WHAT THIS TASK INVOLVES: Copy out each line exactly; pictures stay out of the copy.
-- DATASET SECTION start --
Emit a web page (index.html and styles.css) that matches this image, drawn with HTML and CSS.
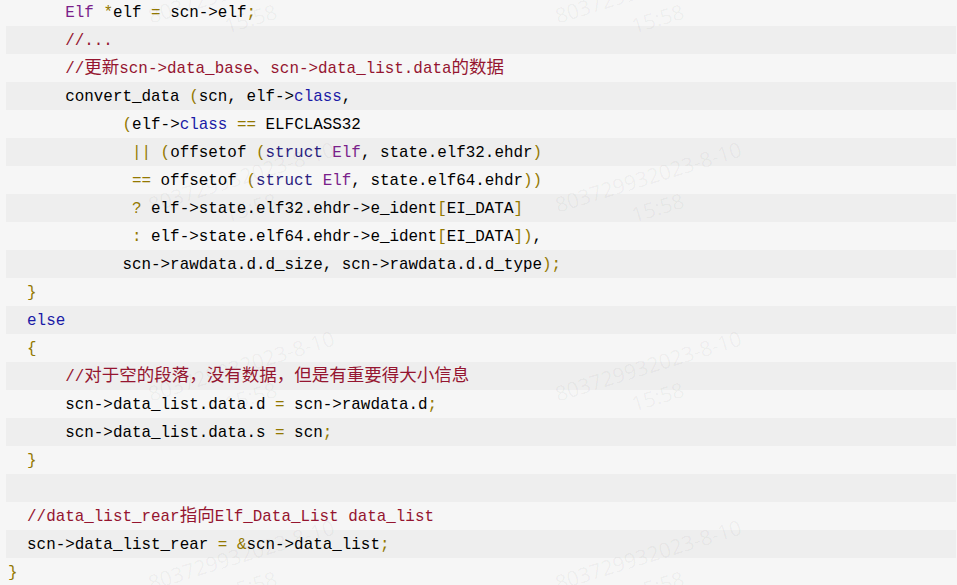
FILE: index.html
```html
<!DOCTYPE html>
<html lang="zh">
<head>
<meta charset="utf-8">
<title>code</title>
<link rel="stylesheet" href="styles.css">
</head>
<body>
<div class="page">
<pre class="code"><div class="l">      <span class="ty">Elf</span> <span class="o">*</span>elf <span class="o">=</span> scn-&gt;elf<span class="o">;</span></div><div class="l">      <span class="c">//...</span></div><div class="l">      <span class="c">//<span class="cjk">更新</span>scn-&gt;data_base<span class="cjk">、</span>scn-&gt;data_list.data<span class="cjk">的数据</span></span></div><div class="l">      convert_data <span class="o">(</span>scn, elf-&gt;<span class="k">class</span>,</div><div class="l">            <span class="o">(</span>elf-&gt;<span class="k">class</span> <span class="o">==</span> ELFCLASS32</div><div class="l">             <span class="o">||</span> <span class="o">(</span>offsetof <span class="o">(</span><span class="s">struct</span> <span class="ty">Elf</span>, state.elf32.ehdr<span class="o">)</span></div><div class="l">             <span class="o">==</span> offsetof <span class="o">(</span><span class="s">struct</span> <span class="ty">Elf</span>, state.elf64.ehdr<span class="o">))</span></div><div class="l">             <span class="o">?</span> elf-&gt;state.elf32.ehdr-&gt;e_ident<span class="o">[</span>EI_DATA<span class="o">]</span></div><div class="l">             <span class="o">:</span> elf-&gt;state.elf64.ehdr-&gt;e_ident<span class="o">[</span>EI_DATA<span class="o">])</span>,</div><div class="l">            scn-&gt;rawdata.d.d_size, scn-&gt;rawdata.d.d_type<span class="o">);</span></div><div class="l">  <span class="o">}</span></div><div class="l">  <span class="k">else</span></div><div class="l">  <span class="o">{</span></div><div class="l">      <span class="c">//<span class="cjk">对于空的段落，没有数据，但是有重要得大小信息</span></span></div><div class="l">      scn-&gt;data_list.data.d <span class="o">=</span> scn-&gt;rawdata.d<span class="o">;</span></div><div class="l">      scn-&gt;data_list.data.s <span class="o">=</span> scn<span class="o">;</span></div><div class="l">  <span class="o">}</span></div><div class="l"> </div><div class="l">  <span class="c">//data_list_rear<span class="cjk">指向</span>Elf_Data_List data_list</span></div><div class="l">  scn-&gt;data_list_rear <span class="o">=</span> <span class="o">&amp;</span>scn-&gt;data_list<span class="o">;</span></div><div class="l"><span class="o">}</span></div></pre>
<div class="wm-layer" aria-hidden="true">
  <div class="wm"><div class="wm-t">803729932023-8-10<br>15:58</div></div>
  <div class="wm"><div class="wm-t">803729932023-8-10<br>15:58</div></div>
  <div class="wm"><div class="wm-t">803729932023-8-10<br>15:58</div></div>
  <div class="wm"><div class="wm-t">803729932023-8-10<br>15:58</div></div>
  <div class="wm"><div class="wm-t">803729932023-8-10<br>15:58</div></div>
  <div class="wm"><div class="wm-t">803729932023-8-10<br>15:58</div></div>
  <div class="wm"><div class="wm-t">803729932023-8-10<br>15:58</div></div>
  <div class="wm"><div class="wm-t">803729932023-8-10<br>15:58</div></div>
</div>
</div>
</body>
</html>
```
FILE: styles.css
```css
html, body {
  margin: 0;
  padding: 0;
  background: #f6f6f6;
  overflow: hidden;
}
.page {
  position: relative;
  width: 957px;
  height: 585px;
  overflow: hidden;
  background: #f6f6f6;
}
.code {
  margin: -2px 0 0 0;
  padding: 0 1px 0 6px;
  font-family: "Liberation Mono", "Noto Sans CJK SC", monospace;
  font-size: 15.9px;
  color: #000;
  white-space: pre;
}
.l {
  display: block;
  box-sizing: border-box;
  height: 28px;
  padding: 3px 0 0 2px;
  line-height: 25px;
}
.l:nth-child(even) {
  background: #eeeeee;
}
.cjk {
  font-family: "Noto Sans CJK SC", sans-serif;
  font-size: 17.5px;
  line-height: 1;
}
.o { color: #937800; }
.c { color: #951530; }
.ty { color: #7a1f8a; }
.k { color: #1a1aa6; }
.s { color: #2a1d80; }

.wm-layer {
  position: absolute;
  left: 42px;
  top: -92px;
  display: grid;
  grid-template-columns: repeat(2, 407px);
  grid-auto-rows: 189px;
  pointer-events: none;
}
.wm {
  display: flex;
  align-items: center;
  justify-content: center;
}
.wm-t {
  transform: rotate(-17deg);
  font-family: "Open Sans", sans-serif;
  font-size: 21px;
  line-height: 32px;
  text-align: center;
  color: rgba(0, 0, 0, 0.045);
  white-space: nowrap;
}
```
-- DATASET SECTION end --
EXERCISE RESULT:
Emit a web page (index.html and styles.css) that matches this image, drawn with HTML and CSS.
FILE: index.html
```html
<!DOCTYPE html>
<html lang="zh">
<head>
<meta charset="utf-8">
<title>code</title>
<link rel="stylesheet" href="styles.css">
</head>
<body>
<div class="page">
<pre class="code"><div class="l">      <span class="ty">Elf</span> <span class="o">*</span>elf <span class="o">=</span> scn-&gt;elf<span class="o">;</span></div><div class="l">      <span class="c">//...</span></div><div class="l">      <span class="c">//<span class="cjk">更新</span>scn-&gt;data_base<span class="cjk">、</span>scn-&gt;data_list.data<span class="cjk">的数据</span></span></div><div class="l">      convert_data <span class="o">(</span>scn, elf-&gt;<span class="k">class</span>,</div><div class="l">            <span class="o">(</span>elf-&gt;<span class="k">class</span> <span class="o">==</span> ELFCLASS32</div><div class="l">             <span class="o">||</span> <span class="o">(</span>offsetof <span class="o">(</span><span class="s">struct</span> <span class="ty">Elf</span>, state.elf32.ehdr<span class="o">)</span></div><div class="l">             <span class="o">==</span> offsetof <span class="o">(</span><span class="s">struct</span> <span class="ty">Elf</span>, state.elf64.ehdr<span class="o">))</span></div><div class="l">             <span class="o">?</span> elf-&gt;state.elf32.ehdr-&gt;e_ident<span class="o">[</span>EI_DATA<span class="o">]</span></div><div class="l">             <span class="o">:</span> elf-&gt;state.elf64.ehdr-&gt;e_ident<span class="o">[</span>EI_DATA<span class="o">])</span>,</div><div class="l">            scn-&gt;rawdata.d.d_size, scn-&gt;rawdata.d.d_type<span class="o">);</span></div><div class="l">  <span class="o">}</span></div><div class="l">  <span class="k">else</span></div><div class="l">  <span class="o">{</span></div><div class="l">      <span class="c">//<span class="cjk">对于空的段落，没有数据，但是有重要得大小信息</span></span></div><div class="l">      scn-&gt;data_list.data.d <span class="o">=</span> scn-&gt;rawdata.d<span class="o">;</span></div><div class="l">      scn-&gt;data_list.data.s <span class="o">=</span> scn<span class="o">;</span></div><div class="l">  <span class="o">}</span></div><div class="l"> </div><div class="l">  <span class="c">//data_list_rear<span class="cjk">指向</span>Elf_Data_List data_list</span></div><div class="l">  scn-&gt;data_list_rear <span class="o">=</span> <span class="o">&amp;</span>scn-&gt;data_list<span class="o">;</span></div><div class="l"><span class="o">}</span></div></pre>
<div class="wm-layer" aria-hidden="true">
  <div class="wm"><div class="wm-t">803729932023-8-10<br>15:58</div></div>
  <div class="wm"><div class="wm-t">803729932023-8-10<br>15:58</div></div>
  <div class="wm"><div class="wm-t">803729932023-8-10<br>15:58</div></div>
  <div class="wm"><div class="wm-t">803729932023-8-10<br>15:58</div></div>
  <div class="wm"><div class="wm-t">803729932023-8-10<br>15:58</div></div>
  <div class="wm"><div class="wm-t">803729932023-8-10<br>15:58</div></div>
  <div class="wm"><div class="wm-t">803729932023-8-10<br>15:58</div></div>
  <div class="wm"><div class="wm-t">803729932023-8-10<br>15:58</div></div>
</div>
</div>
</body>
</html>
```
FILE: styles.css
```css
html, body {
  margin: 0;
  padding: 0;
  background: #f6f6f6;
  overflow: hidden;
}
.page {
  position: relative;
  width: 957px;
  height: 585px;
  overflow: hidden;
  background: #f6f6f6;
}
.code {
  margin: -2px 0 0 0;
  padding: 0 1px 0 6px;
  font-family: "Liberation Mono", "Noto Sans CJK SC", monospace;
  font-size: 15.9px;
  color: #000;
  white-space: pre;
}
.l {
  display: block;
  box-sizing: border-box;
  height: 28px;
  padding: 3px 0 0 2px;
  line-height: 25px;
}
.l:nth-child(even) {
  background: #eeeeee;
}
.cjk {
  font-family: "Noto Sans CJK SC", sans-serif;
  font-size: 17.5px;
  line-height: 1;
}
.o { color: #937800; }
.c { color: #951530; }
.ty { color: #7a1f8a; }
.k { color: #1a1aa6; }
.s { color: #2a1d80; }

.wm-layer {
  position: absolute;
  left: 42px;
  top: -92px;
  display: grid;
  grid-template-columns: repeat(2, 407px);
  grid-auto-rows: 189px;
  pointer-events: none;
}
.wm {
  display: flex;
  align-items: center;
  justify-content: center;
}
.wm-t {
  transform: rotate(-17deg);
  font-family: "Open Sans", sans-serif;
  font-size: 21px;
  line-height: 32px;
  text-align: center;
  color: rgba(0, 0, 0, 0.045);
  white-space: nowrap;
}
```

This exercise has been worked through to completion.